Виталий вошел и старательно поклонился — демонстрировал, по мере сил, хорошие манеры.
— Здравствуйте, Олимпиада Прокофьевна. Можно к вам?
— Заходите, Виталий Сергеевич, заходите!
Олимпиада Прокофьевна несколько благоволила к Виталию еще и потому, что его отец профессорствовал в Технологическом институте, а она сама дочь и жена профессора и отличала людей своего круга.
— Олимпиада Прокофьевна, я оказался в затруднении и хочу с вами посоветоваться.
— Конечно, Виталий Сергеевич! Да вы садитесь.
Виталий погрузился в кожаное кресло — вот у главного в кабинете таких нет, главный распорядился все кресла вынести и заменить жесткими стульями: чтобы никто не чувствовал себя там уютно, так это нужно было понимать.
— Олимпиада Прокофьевна, вы, может быть, слышали об этой истории с Бородулиной?
— Слышала, конечно, кое-что.
— Я с нею в очень странном положении: все выглядит так, как будто у нее был суицид, а я и сейчас считаю, что не было, что произошел несчастный случай. И вот теперь она лежит в травме под надзором, и я даже не решаюсь сам этот надзор снять, чтобы не повторить ту же ошибку, И мне бы очень хотелось, чтобы ее посмотрел кто-то опытный, лучше всего бы вы! Или я ошибаюсь, не умею распознать ее депрессию, или я все же прав и у нее нет опасных тенденций? Это нужно и для надзора, и для ЛКК.
— А где она сейчас?
— В больнице «Двадцать пятого Октября».
— Вы же сами понимаете, Виталий Сергеевич, что несчастные случаи с нашими больными всегда выглядят неслучайными.
— Но ведь в принципе они тоже могут попасть под машину, как все мы, грешные!
— И все же, чтобы исключить покушение на самоубийство, нужны очень веские основания. Она первичная или повторная?
Нащупала слабое место!
— Несколько лет назад она лежала в третьей больнице.
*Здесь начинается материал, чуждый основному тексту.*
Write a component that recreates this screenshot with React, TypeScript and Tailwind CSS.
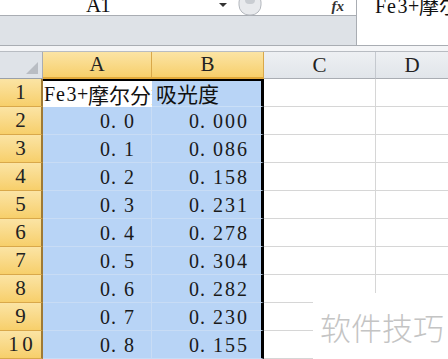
import React from "react";

const serif = { fontFamily: '"Liberation Serif", "Noto Sans CJK SC", serif' };
const cjk = { fontFamily: '"Noto Sans CJK SC", sans-serif' };

const rows: [string, string][] = [
  ["0.0", "0.000"],
  ["0.1", "0.086"],
  ["0.2", "0.158"],
  ["0.3", "0.231"],
  ["0.4", "0.278"],
  ["0.5", "0.304"],
  ["0.6", "0.282"],
  ["0.7", "0.230"],
  ["0.8", "0.155"],
];

function Mono({ text, w = 12 }: { text: string; w?: number }) {
  return (
    <span className="inline-flex whitespace-nowrap" style={serif}>
      {text.split("").map((c, i) => (
        <span
          key={i}
          className={c === "." ? "inline-block text-left" : "inline-block text-center"}
          style={{ width: w }}
        >
          {c}
        </span>
      ))}
    </span>
  );
}

function RowHead({ n }: { n: number }) {
  return (
    <div className="w-[43px] h-full flex items-center justify-center bg-gradient-to-b from-[#fbe4a4] to-[#f7cf6a] border-b border-[#d9a84a] border-r-2 border-r-[#a07a34] text-[21px] text-[#222] leading-none">
      <Mono text={String(n)} w={14} />
    </div>
  );
}

export default function App() {
  return (
    <div className="w-[448px] h-[359px] overflow-hidden relative bg-white" style={serif}>
      {/* formula bar */}
      <div className="flex h-[46px] border-b border-[#a9adb3]">
        <div className="w-[356px] flex flex-col">
          <div className="h-[16px] flex items-center bg-white border-b border-[#a9adb3] relative">
            <div className="w-[208px] flex justify-center pr-[10px] text-[21px] leading-none text-[#111] -mt-[5px]">
              <Mono text="A1" w={13} />
            </div>
            <svg width="10" height="6" className="ml-[10px] -mt-[6px]" viewBox="0 0 10 6">
              <path d="M1 1 L9 1 L5 5 Z" fill="#333" />
            </svg>
            <svg width="24" height="16" className="ml-[10px]" viewBox="0 0 24 16">
              <rect x="1" y="-8" width="22" height="23" rx="10" fill="#e8eaed" stroke="#b4b8be" />
              <rect x="7" y="-6" width="10" height="10" rx="4" fill="#c9cdd2" />
            </svg>
            <div className="ml-auto mr-[12px] text-[15px] italic font-bold text-[#333] leading-none -mt-[2px]">
              fx
            </div>
          </div>
          <div className="flex-1 bg-[#dee2e7]"></div>
        </div>
        <div className="flex-1 bg-white border-l border-[#a9adb3] pl-[18px] text-[20px] leading-none text-[#111] -mt-[4px] whitespace-nowrap overflow-hidden flex">
          <Mono text="Fe3+" w={11} />
          <span style={cjk} className="text-[20px]">摩尔分数</span>
        </div>
      </div>
      <div className="h-[6px] bg-[#f4f5f7] border-b border-[#b8bcc2]"></div>

      {/* column headers */}
      <div className="flex h-[27px] text-[21px] leading-none text-[#222]">
        <div className="w-[43px] bg-[#dfe3e8] border-r border-[#a9adb3] border-b border-b-[#9aa0a8] flex items-end justify-end p-[3px]">
          <svg width="14" height="14" viewBox="0 0 14 14">
            <path d="M13 1 L13 13 L1 13 Z" fill="#b9bdc3" />
          </svg>
        </div>
        <div className="w-[109px] bg-gradient-to-b from-[#fbe4a4] to-[#f7cf6a] border-r border-[#d9a84a] border-b-2 border-b-[#e2a93a] flex items-center justify-center">A</div>
        <div className="w-[112px] bg-gradient-to-b from-[#fbe4a4] to-[#f7cf6a] border-r border-[#d9a84a] border-b-2 border-b-[#e2a93a] flex items-center justify-center">B</div>
        <div className="w-[112px] bg-gradient-to-b from-[#eef0f3] to-[#e1e5ea] border-r border-[#c5c9cf] border-b border-b-[#a9adb3] flex items-center justify-center">C</div>
        <div className="flex-1 bg-gradient-to-b from-[#eef0f3] to-[#e1e5ea] border-b border-b-[#a9adb3] flex items-center justify-center">D</div>
      </div>

      {/* row 1 */}
      <div className="flex h-[28px] text-[20px] leading-none text-[#111]">
        <RowHead n={1} />
        <div className="w-[109px] bg-white border-t-2 border-t-black flex items-center overflow-hidden whitespace-nowrap pl-[1px]">
          <Mono text="Fe3+" w={11} />
          <span style={cjk} className="text-[21px]">摩尔分数</span>
        </div>
        <div className="w-[112px] bg-[#b8d4f6] border-t-2 border-t-black border-r-[3px] border-r-black border-b border-b-[#cadff7] flex items-center pl-[4px] text-[21px]" style={cjk}>
          吸光度
        </div>
        <div className="w-[112px] border-r border-[#d6d6d6] border-b border-b-[#d6d6d6]"></div>
        <div className="flex-1 border-b border-[#d6d6d6]"></div>
      </div>

      {rows.map(([a, b], i) => (
        <div key={i} className="flex h-[28px] text-[20px] leading-none text-[#1a1a1a]">
          <RowHead n={i + 2} />
          <div className="w-[109px] bg-[#b8d4f6] border-r border-r-[#c8dcf5] border-b border-b-[#c8dcf5] flex items-center justify-end pr-[16px]">
            <Mono text={a} />
          </div>
          <div className="w-[112px] bg-[#b8d4f6] border-r-[3px] border-r-black border-b border-b-[#c8dcf5] flex items-center justify-end pr-[13px]">
            <Mono text={b} />
          </div>
          <div className="w-[112px] border-r border-[#d6d6d6] border-b border-b-[#d6d6d6]"></div>
          <div className="flex-1 border-b border-[#d6d6d6]"></div>
        </div>
      ))}

      {/* watermark */}
      <div className="absolute left-[313px] top-[293px] w-[135px] h-[66px] bg-white flex items-center justify-end pr-[4px]">
        <span className="text-[31px] leading-none text-[#c4c4c4] mt-[1px]" style={{ ...cjk, fontWeight: 300 }}>
          软件技巧
        </span>
      </div>
    </div>
  );
}
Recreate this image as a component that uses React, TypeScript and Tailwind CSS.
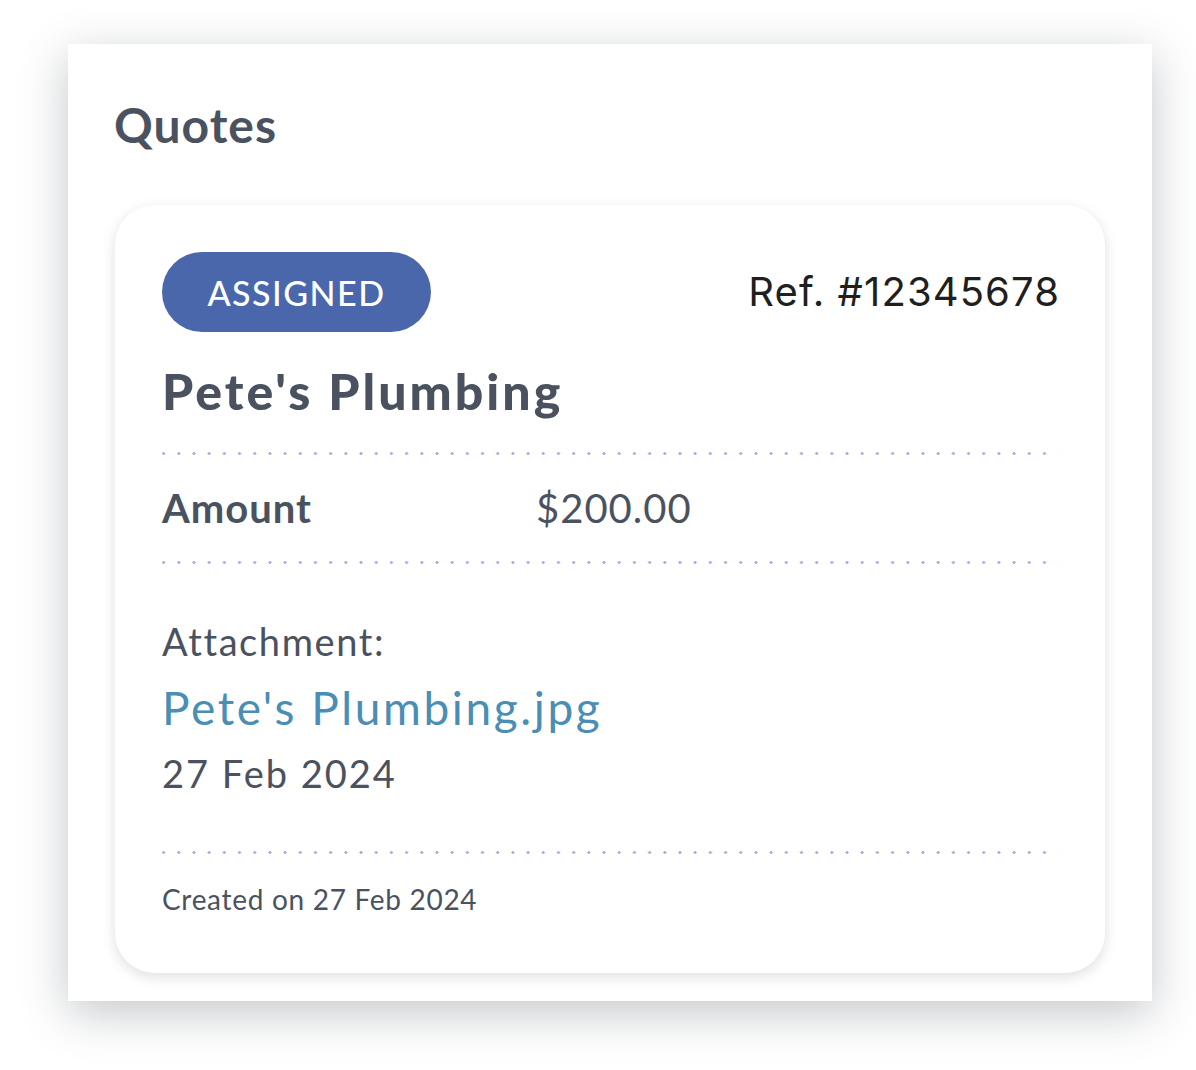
import React from 'react';

const Dots: React.FC = () => (
  <div className="h-[3px] w-full bg-[radial-gradient(circle,#aeb0e4_1.4px,transparent_1.6px)] bg-[length:15.2px_3px] bg-[position:-6px_0] bg-repeat-x" />
);

const App: React.FC = () => {
  return (
    <div className="min-h-screen w-full bg-white pt-[44px] pl-[68px]" style={{ fontFamily: 'Lato, "Noto Sans", sans-serif' }}>
      <div className="w-[1084px] h-[957px] bg-white shadow-[0_12px_44px_rgba(70,80,90,0.32)] px-[47px] pt-[52px]">
        <h1 className="text-[48px] leading-[58px] font-bold tracking-[1px] text-[#4a5260] -ml-[1px]">Quotes</h1>

        <div className="mt-[51px] rounded-[40px] bg-white shadow-[0_4px_14px_rgba(0,0,0,0.13)] px-[47px] pt-[47px] pb-[57px]">
          {/* header row */}
          <div className="flex items-center justify-between">
            <span className="flex h-[80px] w-[269px] items-center justify-center rounded-full bg-[#4a67ab] text-[34px] font-medium tracking-[1.5px] text-white">
              ASSIGNED
            </span>
            <span className="text-[40px] tracking-[1.1px] text-[#1f1f1f] -mr-[2px]" style={{ fontFamily: 'Inter, "Liberation Sans", sans-serif' }}>
              Ref. #12345678
            </span>
          </div>

          <h2 className="mt-[29px] text-[50px] leading-[60px] font-black tracking-[3px] text-[#4a5260]">Pete's Plumbing</h2>

          <div className="mt-[31px]"><Dots /></div>

          <div className="mt-[29px] flex items-center text-[40px] leading-[48px] tracking-[1px] text-[#4a5260]">
            <span className="w-[374px] font-bold">Amount</span>
            <span>$200.00</span>
          </div>

          <div className="mt-[29px]"><Dots /></div>

          <div className="mt-[54px] text-[38px] leading-[46px] tracking-[1.6px] text-[#4a5260]">Attachment:</div>
          <a className="mt-[16px] block text-[46px] leading-[55px] tracking-[2.6px] text-[#4a8db5]">Pete's Plumbing.jpg</a>
          <div className="mt-[15px] text-[38px] leading-[46px] tracking-[2px] text-[#4a5260]">27 Feb 2024</div>

          <div className="mt-[55px]"><Dots /></div>

          <div className="mt-[28px] text-[28px] leading-[34px] tracking-[0.7px] text-[#4a5260]">Created on 27 Feb 2024</div>
        </div>
      </div>
    </div>
  );
};

export default App;
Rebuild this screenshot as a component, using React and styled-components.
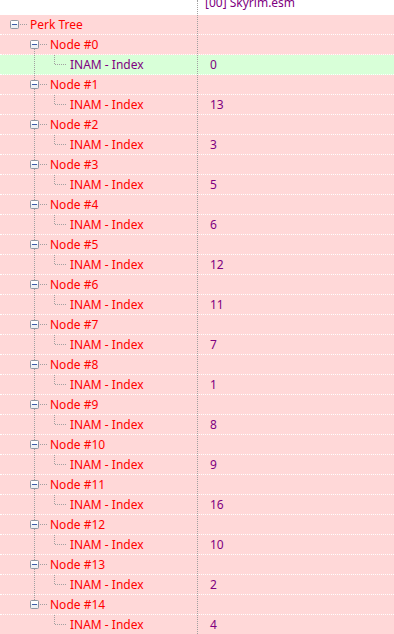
import React from "react";
import styled, { createGlobalStyle } from "styled-components";

const values = [0, 13, 3, 5, 6, 12, 11, 7, 1, 8, 9, 16, 10, 2, 4];

const GlobalStyle = createGlobalStyle`
  html, body {
    margin: 0;
    padding: 0;
    background: #ffffff;
  }
  body {
    font-family: "Noto Sans", "Segoe UI", sans-serif;
    font-size: 12px;
  }
`;

const Tree = styled.div`
  width: 394px;
  height: 634px;
  overflow: hidden;
  display: flex;
  flex-direction: column;
`;

const Header = styled.div`
  display: grid;
  grid-template-columns: 197px 1fr;
  height: 15px;
  box-sizing: border-box;
  border-bottom: 1px dotted #ffffff;
  overflow: hidden;
  background: #ffffff;
  flex-shrink: 0;
`;

const HeaderCell = styled.div`
  display: flex;
  align-items: flex-end;
  height: 14px;
  overflow: hidden;
  padding-left: ${(p) => p.$pad || 0}px;
  border-left: ${(p) => (p.$divider ? "1px dotted #a0a0a0" : "none")};
`;

const HeaderText = styled.span`
  display: block;
  flex-shrink: 0;
  line-height: 22px;
  color: #800080;
  white-space: nowrap;
`;

const Row = styled.div`
  display: grid;
  grid-template-columns: 197px 1fr;
  height: 20px;
  box-sizing: border-box;
  border-bottom: 1px dotted #ffffff;
  background: ${(p) => (p.$focused ? "#d8ffd8" : "#ffd8d8")};
  flex-shrink: 0;
`;

const NameCell = styled.div`
  display: flex;
  align-items: center;
  padding-left: 4px;
  height: 19px;
  overflow: hidden;
`;

const Label = styled.span`
  line-height: 19px;
  color: ${(p) => p.$color};
  padding-left: 2px;
  white-space: nowrap;
`;

const ValueCell = styled.div`
  border-left: 1px dotted #a0a0a0;
  padding-left: 12px;
  line-height: 19px;
  height: 19px;
  color: #800080;
`;

const GuideSvg = styled.svg`
  display: block;
  flex-shrink: 0;
`;

// one indent column of the tree: vertical sibling line, connector and expander
function Guide({ up, down, connector, box, width = 20 }) {
  const dash = "1 1";
  return (
    <GuideSvg width={width} height={19} viewBox={`0 0 ${width} 19`}>
      {up && (
        <line x1="10.5" y1="0" x2="10.5" y2="10" stroke="#a0a0a0" strokeDasharray={dash} />
      )}
      {down && (
        <line x1="10.5" y1="10" x2="10.5" y2="19" stroke="#a0a0a0" strokeDasharray={dash} />
      )}
      {connector && (
        <line
          x1={box ? 16 : 11}
          y1="9.5"
          x2={width - 1}
          y2="9.5"
          stroke="#a0a0a0"
          strokeDasharray={dash}
        />
      )}
      {box && (
        <g>
          <rect x="6.5" y="5.5" width="8" height="8" rx="1" fill="#eef0f4" stroke="#8f96a0" />
          <rect x="7" y="6" width="7" height="3" fill="#ffffff" />
          <line x1="8" y1="9.5" x2="13" y2="9.5" stroke="#3a5ba8" strokeWidth="1" />
        </g>
      )}
    </GuideSvg>
  );
}

export default function App() {
  return (
    <>
      <GlobalStyle />
      <Tree>
        <Header>
          <HeaderCell />
          <HeaderCell $divider $pad={7}>
            <HeaderText>[00] Skyrim.esm</HeaderText>
          </HeaderCell>
        </Header>

        <Row>
          <NameCell>
            <Guide box connector width={24} />
            <Label $color="#ff0000">Perk Tree</Label>
          </NameCell>
          <ValueCell />
        </Row>

        {values.map((v, i) => {
          const first = i === 0;
          const last = i === values.length - 1;
          return (
            <React.Fragment key={i}>
              <Row>
                <NameCell>
                  <Guide />
                  <Guide up={!first} down={!last} box connector width={24} />
                  <Label $color="#ff0000">Node #{i}</Label>
                </NameCell>
                <ValueCell />
              </Row>
              <Row $focused={first}>
                <NameCell>
                  <Guide />
                  <Guide up={!last} down={!last} />
                  <Guide up connector width={24} />
                  <Label $color={first ? "#800080" : "#ff0000"}>INAM - Index</Label>
                </NameCell>
                <ValueCell>{v}</ValueCell>
              </Row>
            </React.Fragment>
          );
        })}
      </Tree>
    </>
  );
}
— А что с нею тогда? Такой же синдром?
— Я еще не получил медсведения.
— Ну вот видите! Она еще и недообследована. Нет, Виталий Сергеевич, давайте не будем торопиться. Когда вы все соберете, мы с вами снова посмотрим все ее данные, и, может быть, я съезжу, ее посмотрю. Или кого-нибудь попрошу. А пока еще рано.
Вот так — получил!
— Извините, пожалуйста, Олимпиада Прокофьевна. Я к вам еще зайду по этому поводу, если разрешите.
— Ну конечно, я всегда рада!
И чего такая спешка на самом деле? Когда не собран элементарный анамнез! Ну хорошо, про третью больницу он узнал только сегодня — но можно же было выписать диспансерную историю, там наверняка есть эпикриз из третьей? Правда, диспансерные истории в больнице не очень котируются, и прибегают к ним редко — но в данном-то случае, когда ничего не известно о прошлом приступе болезни Бородулиной, нужно было сообразить. Поддался приятным впечатлениям от бесед с нею. Или, вернее, не думал о ней совсем. Потому что слишком много думал о Вере Сахаровой.